→ **EXERCISE DIRECTIONS**: Scan each line of the records for the word "page" and extract the ones that have it.

→ **PROVIDED DATA**:
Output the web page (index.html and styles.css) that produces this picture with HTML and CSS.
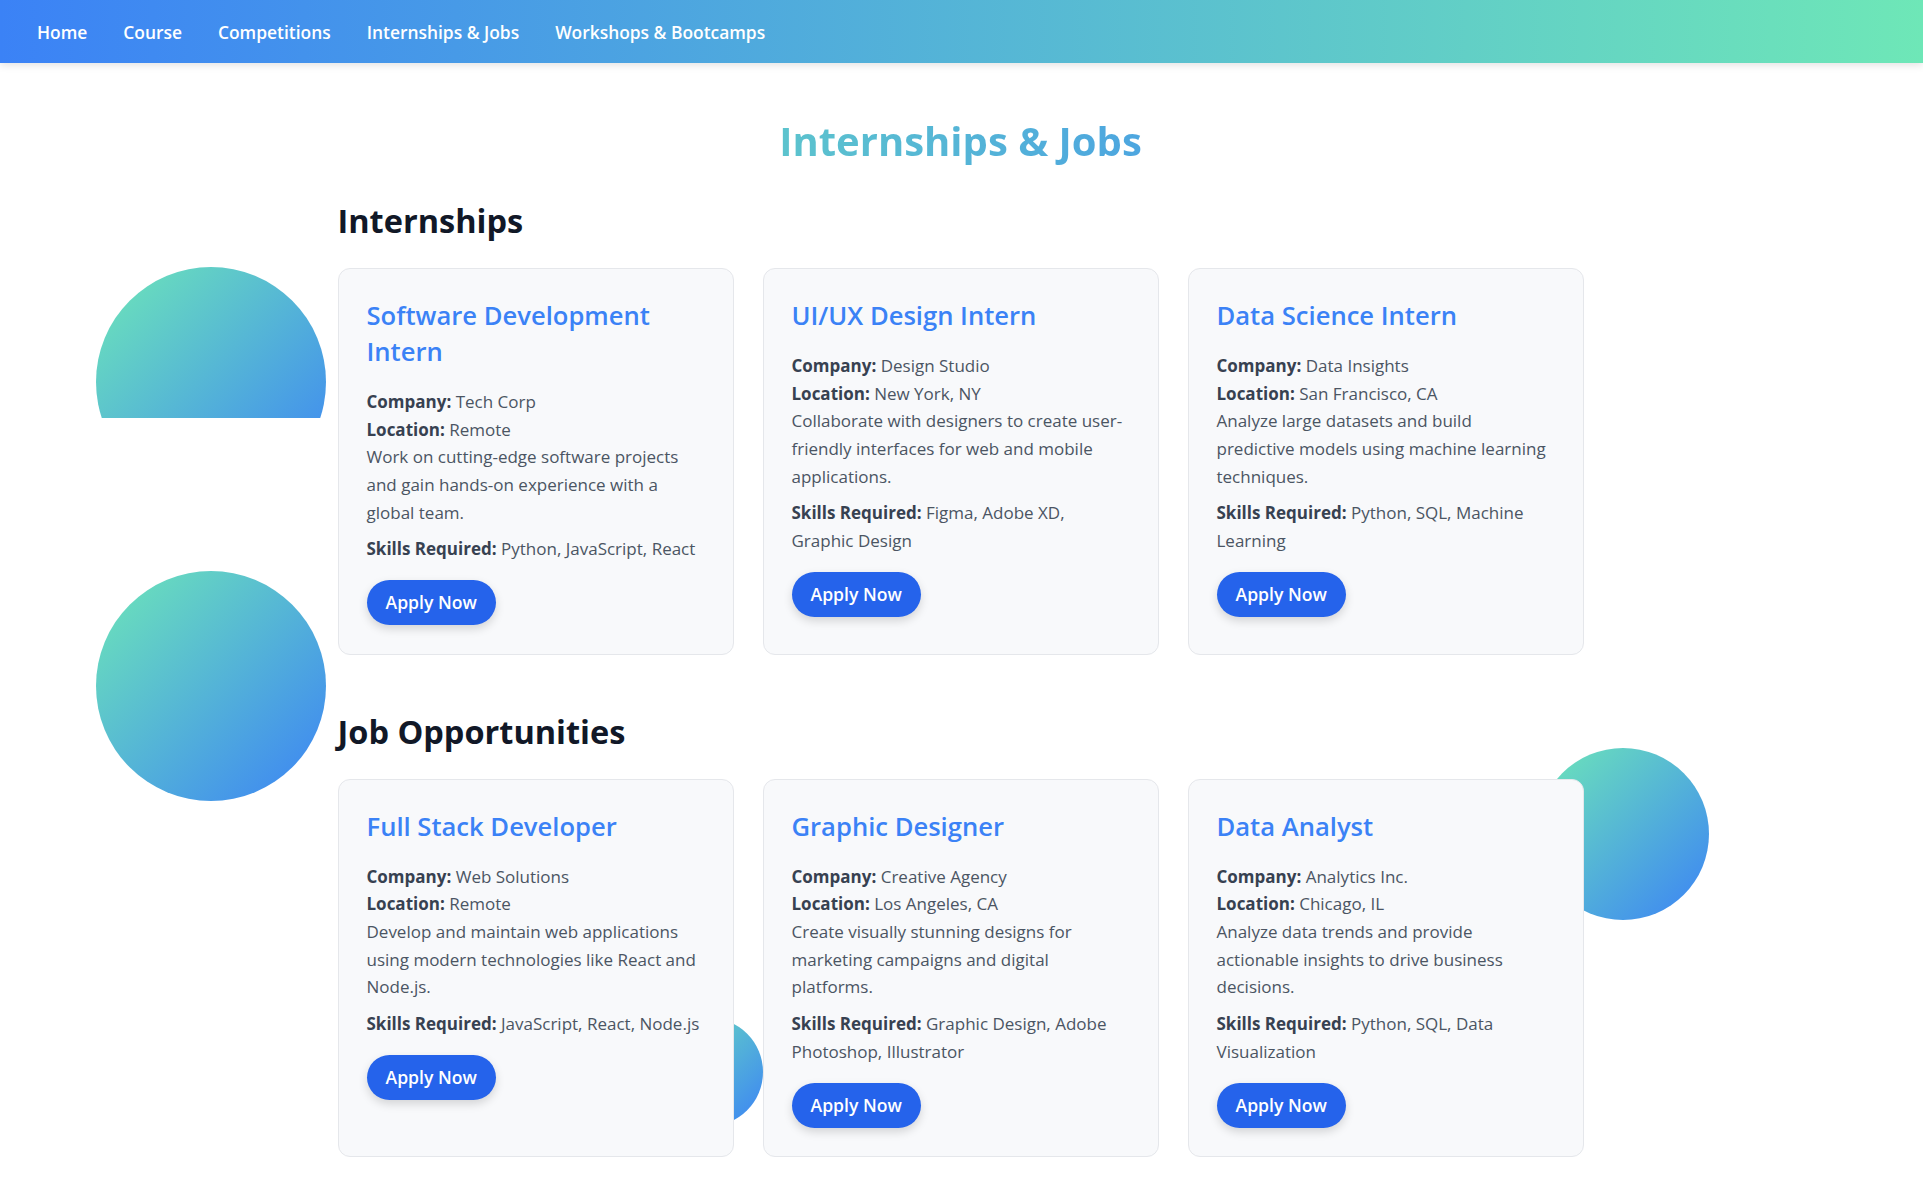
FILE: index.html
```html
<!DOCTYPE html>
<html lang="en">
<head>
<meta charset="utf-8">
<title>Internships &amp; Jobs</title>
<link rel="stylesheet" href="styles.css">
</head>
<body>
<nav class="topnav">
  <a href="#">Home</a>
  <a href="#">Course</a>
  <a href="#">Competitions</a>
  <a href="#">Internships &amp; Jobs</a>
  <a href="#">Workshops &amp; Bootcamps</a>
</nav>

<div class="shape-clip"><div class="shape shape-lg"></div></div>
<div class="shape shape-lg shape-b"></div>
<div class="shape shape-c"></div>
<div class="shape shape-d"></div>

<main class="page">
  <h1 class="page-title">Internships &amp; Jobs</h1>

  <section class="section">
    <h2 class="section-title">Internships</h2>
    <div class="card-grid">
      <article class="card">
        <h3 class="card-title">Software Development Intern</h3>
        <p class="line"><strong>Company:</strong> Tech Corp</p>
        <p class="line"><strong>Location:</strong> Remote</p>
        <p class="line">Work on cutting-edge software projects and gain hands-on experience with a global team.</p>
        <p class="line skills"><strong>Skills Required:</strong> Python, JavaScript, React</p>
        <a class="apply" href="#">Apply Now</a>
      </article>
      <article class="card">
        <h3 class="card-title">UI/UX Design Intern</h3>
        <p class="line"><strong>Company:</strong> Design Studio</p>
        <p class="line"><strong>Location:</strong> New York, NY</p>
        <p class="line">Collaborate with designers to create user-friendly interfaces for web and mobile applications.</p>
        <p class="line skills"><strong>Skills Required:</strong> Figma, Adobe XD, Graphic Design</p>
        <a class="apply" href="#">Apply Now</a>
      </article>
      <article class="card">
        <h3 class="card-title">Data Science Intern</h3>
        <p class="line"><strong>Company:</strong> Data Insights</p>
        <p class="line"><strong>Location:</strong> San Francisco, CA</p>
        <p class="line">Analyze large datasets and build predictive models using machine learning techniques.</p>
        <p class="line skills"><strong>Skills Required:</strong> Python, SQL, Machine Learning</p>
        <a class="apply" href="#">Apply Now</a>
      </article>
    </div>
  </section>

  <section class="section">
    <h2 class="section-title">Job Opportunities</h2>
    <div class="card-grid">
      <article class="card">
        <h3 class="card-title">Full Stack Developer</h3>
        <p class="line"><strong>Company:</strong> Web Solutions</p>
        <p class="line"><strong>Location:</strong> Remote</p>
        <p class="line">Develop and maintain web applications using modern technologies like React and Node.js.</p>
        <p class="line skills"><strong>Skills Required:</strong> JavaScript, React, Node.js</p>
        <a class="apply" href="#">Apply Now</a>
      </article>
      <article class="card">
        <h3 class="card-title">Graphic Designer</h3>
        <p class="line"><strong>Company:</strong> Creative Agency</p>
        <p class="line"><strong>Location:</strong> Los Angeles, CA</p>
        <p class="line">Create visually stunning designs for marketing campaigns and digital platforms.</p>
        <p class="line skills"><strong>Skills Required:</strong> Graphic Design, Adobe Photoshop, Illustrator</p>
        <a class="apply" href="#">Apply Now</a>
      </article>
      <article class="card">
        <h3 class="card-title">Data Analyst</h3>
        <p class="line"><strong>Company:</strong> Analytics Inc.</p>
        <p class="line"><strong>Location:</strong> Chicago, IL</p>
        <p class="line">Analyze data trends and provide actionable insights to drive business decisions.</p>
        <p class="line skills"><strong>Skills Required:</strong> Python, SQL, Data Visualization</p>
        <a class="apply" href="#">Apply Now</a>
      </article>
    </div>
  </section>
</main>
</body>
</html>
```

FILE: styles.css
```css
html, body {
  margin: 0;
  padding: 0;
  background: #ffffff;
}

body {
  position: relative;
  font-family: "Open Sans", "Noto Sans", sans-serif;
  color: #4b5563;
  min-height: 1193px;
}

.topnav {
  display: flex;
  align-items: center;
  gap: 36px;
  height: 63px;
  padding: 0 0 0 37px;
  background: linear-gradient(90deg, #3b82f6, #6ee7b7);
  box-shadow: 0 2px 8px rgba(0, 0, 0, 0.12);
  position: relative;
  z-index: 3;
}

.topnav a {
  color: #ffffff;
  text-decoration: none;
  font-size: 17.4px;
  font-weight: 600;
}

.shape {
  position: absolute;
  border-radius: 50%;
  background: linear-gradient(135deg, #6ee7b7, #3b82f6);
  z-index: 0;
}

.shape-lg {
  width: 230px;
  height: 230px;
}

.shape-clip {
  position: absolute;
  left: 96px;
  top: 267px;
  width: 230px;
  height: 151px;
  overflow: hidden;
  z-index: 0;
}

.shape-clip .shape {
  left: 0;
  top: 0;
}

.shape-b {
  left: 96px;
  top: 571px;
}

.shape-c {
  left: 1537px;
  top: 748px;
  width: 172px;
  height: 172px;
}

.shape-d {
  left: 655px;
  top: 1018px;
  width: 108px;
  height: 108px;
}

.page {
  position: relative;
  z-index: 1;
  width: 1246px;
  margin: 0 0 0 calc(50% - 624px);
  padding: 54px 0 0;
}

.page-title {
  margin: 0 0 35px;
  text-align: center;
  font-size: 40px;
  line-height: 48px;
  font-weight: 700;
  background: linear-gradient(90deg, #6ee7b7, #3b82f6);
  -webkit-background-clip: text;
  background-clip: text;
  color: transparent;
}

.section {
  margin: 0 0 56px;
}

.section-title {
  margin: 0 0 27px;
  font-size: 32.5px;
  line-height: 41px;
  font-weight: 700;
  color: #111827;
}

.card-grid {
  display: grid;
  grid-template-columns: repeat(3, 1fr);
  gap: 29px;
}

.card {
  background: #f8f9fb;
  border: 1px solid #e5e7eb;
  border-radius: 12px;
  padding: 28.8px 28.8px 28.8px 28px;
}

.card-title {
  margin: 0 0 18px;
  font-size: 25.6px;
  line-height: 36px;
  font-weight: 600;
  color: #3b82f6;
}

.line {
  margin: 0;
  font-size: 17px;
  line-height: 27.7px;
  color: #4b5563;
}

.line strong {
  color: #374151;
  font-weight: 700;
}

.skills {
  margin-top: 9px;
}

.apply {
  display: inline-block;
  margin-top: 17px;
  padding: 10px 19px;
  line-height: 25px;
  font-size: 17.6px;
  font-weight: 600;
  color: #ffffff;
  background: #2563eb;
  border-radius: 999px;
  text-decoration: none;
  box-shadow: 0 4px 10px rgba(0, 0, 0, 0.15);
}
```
--
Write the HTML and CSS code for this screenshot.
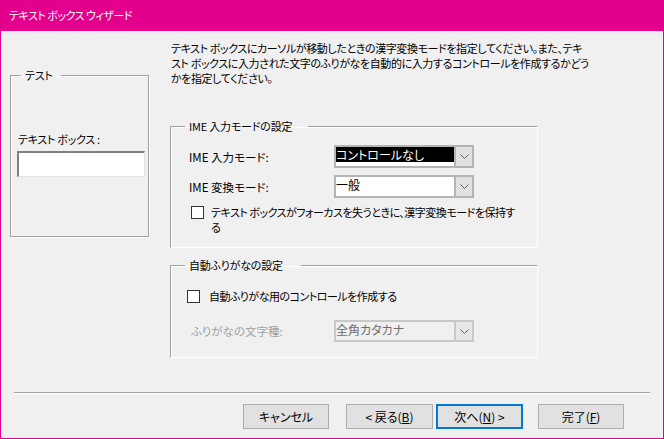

→ **FULL RESPONSE**:
Output the web page (index.html and styles.css) that produces this picture with HTML and CSS.
<main class="page">
  <h1 class="page-title">Internships &amp; Jobs</h1>
.page {
.page-title {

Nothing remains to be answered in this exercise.